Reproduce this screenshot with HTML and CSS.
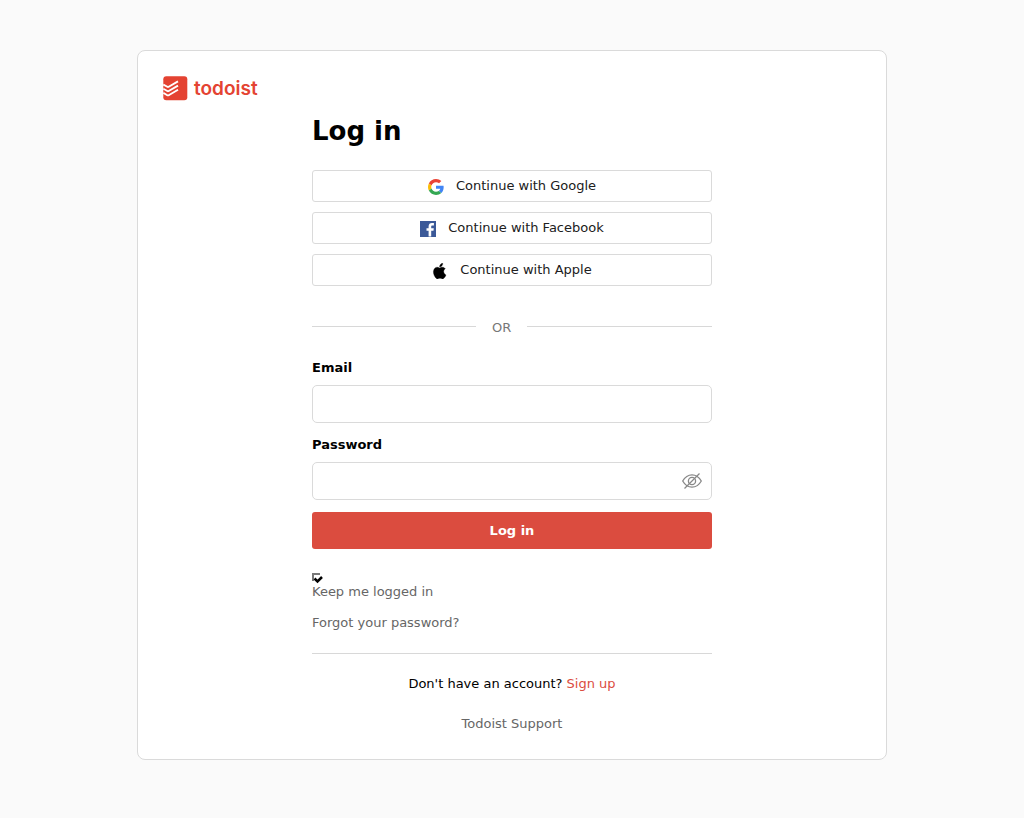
FILE: index.html
```html
<!DOCTYPE html>
<html lang="en">
<head>
<meta charset="utf-8">
<meta name="viewport" content="width=device-width, initial-scale=1">
<title>Todoist: Log in</title>
<link rel="stylesheet" href="styles.css">
</head>
<body>
<main class="card">
  <a class="brand" href="#" aria-label="Todoist home">
    <svg class="brand-mark" viewBox="0 0 25 25" aria-hidden="true">
      <rect x="0.3" y="0.3" width="24" height="24" rx="3" fill="#e44332"/>
      <g fill="none" stroke="#fff" stroke-width="1.9" stroke-linejoin="round">
        <path d="M0.300 8.500 L4.300 10.800 Q5 11.200 5.700 10.800 L15 5.400"/>
        <path d="M0.300 12.700 L4.300 15 Q5 15.400 5.700 15 L15 9.600"/>
        <path d="M0.300 16.900 L4.300 19.200 Q5 19.600 5.700 19.200 L15 13.800"/>
      </g>
    </svg>
    <span class="brand-name">todoist</span>
  </a>

  <div class="content">
    <h1 class="title">Log in</h1>

    <div class="providers">
      <button class="provider" type="button">
        <svg class="provider-icon" viewBox="0 0 48 48" aria-hidden="true">
          <path fill="#ea4335" d="M24 9.5c3.54 0 6.71 1.22 9.21 3.6l6.85-6.85C35.9 2.38 30.47 0 24 0 14.62 0 6.51 5.38 2.56 13.22l7.98 6.19C12.43 13.72 17.74 9.5 24 9.5z"/>
          <path fill="#4285f4" d="M46.98 24.55c0-1.57-.15-3.09-.38-4.55H24v9.02h12.94c-.58 2.96-2.26 5.48-4.78 7.18l7.73 6c4.51-4.18 7.09-10.36 7.09-17.65z"/>
          <path fill="#fbbc05" d="M10.53 28.59c-.48-1.45-.76-2.99-.76-4.59s.27-3.14.76-4.59l-7.98-6.19C.92 16.46 0 20.12 0 24c0 3.88.92 7.54 2.56 10.78l7.97-6.19z"/>
          <path fill="#34a853" d="M24 48c6.48 0 11.93-2.13 15.89-5.81l-7.73-6c-2.15 1.45-4.92 2.3-8.16 2.3-6.26 0-11.57-4.22-13.47-9.91l-7.98 6.19C6.51 42.62 14.62 48 24 48z"/>
        </svg>
        Continue with Google
      </button>
      <button class="provider" type="button">
        <svg class="provider-icon" viewBox="0 0 16 16" aria-hidden="true">
          <rect width="16" height="16" fill="#3b5998"/>
          <path fill="#fff" d="M8.600 15.500V9.700H6.500V7.200h2.100V5.400c0-2.200 1.400-3.400 3.300-3.400.9 0 1.700.1 2 .1v2.300h-1.400c-1 0-1.300.5-1.300 1.200v1.600h2.600l-.3 2.500h-2.300v5.800z"/>
        </svg>
        Continue with Facebook
      </button>
      <button class="provider" type="button">
        <svg class="provider-icon" viewBox="1 1 14 14" aria-hidden="true">
          <path d="M11.2 8.500c0-1.600 1.300-2.400 1.400-2.500-.8-1.100-2-1.300-2.400-1.300-1-.1-2 .6-2.500.6s-1.300-.6-2.200-.6C4.400 4.700 3.400 5.400 2.800 6.400c-1.200 2.100-.3 5.100.9 6.800.6.800 1.200 1.700 2.100 1.700.8 0 1.200-.5 2.200-.5s1.300.5 2.200.5c.9 0 1.500-.8 2.100-1.600.6-.9.900-1.800.9-1.900 0 0-2-.7-2-2.900zM9.700 3.500c.5-.6.8-1.400.7-2.200-.7 0-1.500.5-2 1-.4.500-.8 1.300-.7 2.100.8.1 1.500-.4 2-.9z" stroke="#000" stroke-width="0.300"/>
        </svg>
        Continue with Apple
      </button>
    </div>

    <div class="divider">OR</div>

    <form class="form">
      <label class="label" for="email">Email</label>
      <input class="field field-email" id="email" type="email" name="email">
      <label class="label" for="password">Password</label>
      <div class="password">
        <input class="field field-password" id="password" type="password" name="password">
        <button class="reveal" type="button" aria-label="Show password">
          <svg class="reveal-icon" viewBox="0 0 20 20" fill="none" stroke="#888" stroke-width="1.300" aria-hidden="true">
            <path d="M0.700 10C3 6 6.200 3.800 10 3.800S17 6 19.300 10C17 14 13.800 16.200 10 16.200S3 14 0.700 10z"/>
            <circle cx="10" cy="10" r="3.600"/>
            <path d="M2.500 17.500L17.500 2.500"/>
          </svg>
        </button>
      </div>
      <button class="submit" type="submit">Log in</button>
      <div class="remember">
        <input class="remember-box" id="remember" type="checkbox" checked>
        <label class="remember-label" for="remember">Keep me logged in</label>
      </div>
      <a class="forgot" href="#">Forgot your password?</a>
    </form>

    <div class="footer">
      <p class="signup">Don't have an account? <a class="signup-link" href="#">Sign up</a></p>
      <a class="support" href="#">Todoist Support</a>
    </div>
  </div>
</main>
</body>
</html>
```
FILE: styles.css
```css
* {
  box-sizing: border-box;
}

body {
  margin: 0;
  padding: 50px 16px;
  background: #fafafa;
  color: #000;
  font: 13px/16px "DejaVu Sans", sans-serif;
}

button,
input {
  font: inherit;
}

a {
  color: #666;
  text-decoration: none;
}

.card {
  max-width: 750px;
  margin: 0 auto;
  padding: 25px 25px 27px;
  border: 1px solid #dadada;
  border-radius: 8px;
  background: #fff;
}

.brand {
  display: flex;
  align-items: center;
  gap: 6px;
  color: #e44332;
}

.brand-mark {
  width: 25px;
  height: 25px;
}

.brand-name {
  font: 600 19px/24px Inter, sans-serif;
}

.content {
  max-width: 400px;
  margin: 0 auto;
}

.title {
  margin: 15px 0 24px;
  font-size: 26px;
  line-height: 30px;
}

.providers {
  display: flex;
  flex-direction: column;
  gap: 10px;
}

.provider {
  display: flex;
  align-items: center;
  justify-content: center;
  gap: 12px;
  height: 32px;
  padding: 0 12px 1px;
  border: 1px solid #dadada;
  border-radius: 3px;
  background: #fff;
  color: #202020;
}

.provider-icon {
  width: 16px;
  height: 16px;
  margin-top: 2px;
}

.divider {
  display: flex;
  align-items: flex-start;
  gap: 16px;
  margin: 34px 0 24px;
  color: #777;
}

.divider::before,
.divider::after {
  content: "";
  height: 1px;
  margin-top: 6px;
  background: #d8d8d8;
}

.divider::before {
  width: 41%;
}

.divider::after {
  flex: 1;
}

.form {
  display: flex;
  flex-direction: column;
}

.label {
  margin-bottom: 9px;
  font-weight: 700;
}

.field {
  width: 100%;
  height: 38px;
  padding: 0 10px;
  border: 1px solid #dadada;
  border-radius: 5px;
  background: #fff;
}

.field-email {
  margin-bottom: 14px;
}

.password {
  position: relative;
  display: flex;
}

.field-password {
  padding-right: 40px;
}

.reveal {
  position: absolute;
  top: 9px;
  right: 10px;
  padding: 0;
  border: 0;
  background: none;
}

.reveal-icon {
  display: block;
  width: 20px;
  height: 20px;
}

.submit {
  height: 37px;
  margin: 12px 0 24px;
  border: 0;
  border-radius: 3px;
  background: #db4c3f;
  color: #fff;
  font-weight: 700;
}

.remember {
  display: flex;
  flex-direction: column;
  align-items: flex-start;
  margin-bottom: 15px;
  color: #666;
}

.remember-box {
  appearance: none;
  width: 11px;
  height: 11px;
  margin: 0;
}

.remember-box:checked {
  background: url("data:image/svg+xml,%3Csvg xmlns='http://www.w3.org/2000/svg' viewBox='0 0 11 11'%3E%3Cpath d='M1 8V1h7' fill='none' stroke='%23777' stroke-width='2'/%3E%3Cpath d='M2.500 5.500L5.500 8.500L10 4' fill='none' stroke='%23000' stroke-width='2.500'/%3E%3C/svg%3E");
}

.forgot {
  align-self: flex-start;
}

.footer {
  display: flex;
  flex-direction: column;
  align-items: center;
  gap: 24px;
  margin-top: 22px;
  padding-top: 22px;
  border-top: 1px solid #d8d8d8;
}

.signup {
  margin: 0;
}

.signup-link {
  color: #db4c3f;
}
```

******

EXERCISE INSTRUCTIONS:
Select, from the listing, all lines that include the word "with".

SOLUTION:
Reproduce this screenshot with HTML and CSS.
        Continue with Google
        Continue with Facebook
        Continue with Apple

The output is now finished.